Uploading Knowledge

Upload documents and data to build your knowledge base for AI-powered retrieval.

Upload Methods

Xagent supports two ways to add knowledge:

File Upload

Upload individual files or multiple files at once:

Single file - Upload one document at a time
Batch upload - Select multiple files simultaneously
Drag & drop - Drag files directly to the upload area

Website Import

Crawl and import entire websites:

Start from URL - Provide a starting URL
Crawl recursively - Follow links within the site
Smart filtering - Control which pages to include

Supported File Types

Documents

PDF - .pdf
Word - .doc, .docx
PowerPoint - .pptx
Text - .txt, .md
HTML - .html, .htm

Data Files

Excel - .xlsx, .xls
CSV - .csv
JSON - .json

Code Files

Python - .py
JavaScript - .js
Other code - Various source code formats

Maximum file size: 100MB per file. Larger files should be split before uploading.

Uploading Files

Step 1: Create or Select Knowledge Base

Go to Knowledge Base in the sidebar
Create a new knowledge base or select an existing one

Step 2: Choose Upload Method

File Upload:

Click Upload Files button
Select files from your computer
Or drag and drop files to the upload area

Website Import:

Click Import Website button
Enter the website URL
Configure crawl options (see Website Import below)

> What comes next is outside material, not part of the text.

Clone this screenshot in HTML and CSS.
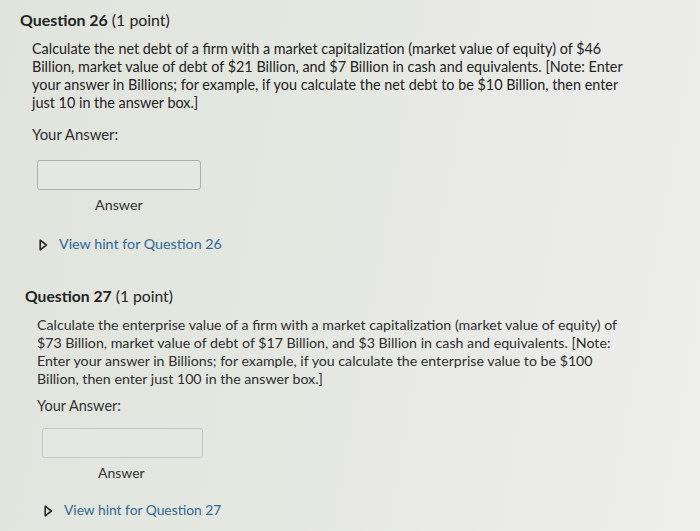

Step 3: Configure Processing Options

Choose how to process your documents: Parse Method - How to extract text from files

default - Standard parsing (recommended for most files)
pypdf - PDF parsing with PyPDF
pdfplumber - Advanced PDF parsing with tables
unstructured - AI-powered document parsing
pymupdf - Fast PDF parsing
deepdoc - Deep learning document parsing

Chunk Strategy - How to split documents into searchable chunks

recursive - Hierarchical splitting by structure (default)
fixed_size - Fixed-size chunks
markdown - Preserve Markdown structure

Chunk Size - Number of characters per chunk (default: 1000) Chunk Overlap - Overlapping characters between chunks (default: 200)

Step 4: Upload and Process

Click Upload to start the process
Monitor upload progress
Documents are automatically:
- Parsed (text extraction)
- Chunked (split into segments)
- Embedded (converted to vectors)
- Indexed (stored in vector database)

Step 5: Verify

After upload completes:

Check document count in knowledge base
Test search functionality
Verify retrieval quality

Website Import

Basic Configuration

Start URL (Required)

The starting point for web crawling
Example: https://docs.example.com

Max Pages (Default: 100)

Maximum number of pages to crawl
Prevents excessive crawling

Crawl Depth (Default: 3)

How many link levels to follow
1 = only the start page
2 = start page + direct links
3 = start page + links + their links

Concurrent Requests (Default: 3, Max: 10)

Number of simultaneous requests
Higher values = faster but more server load

Request Interval (Default: 1 second)

Delay between requests
Be respectful to target servers

Timeout (Default: 30 seconds)

Request timeout for each page

Advanced Configuration

Click Advanced to expand additional options: URL Pattern (Regex)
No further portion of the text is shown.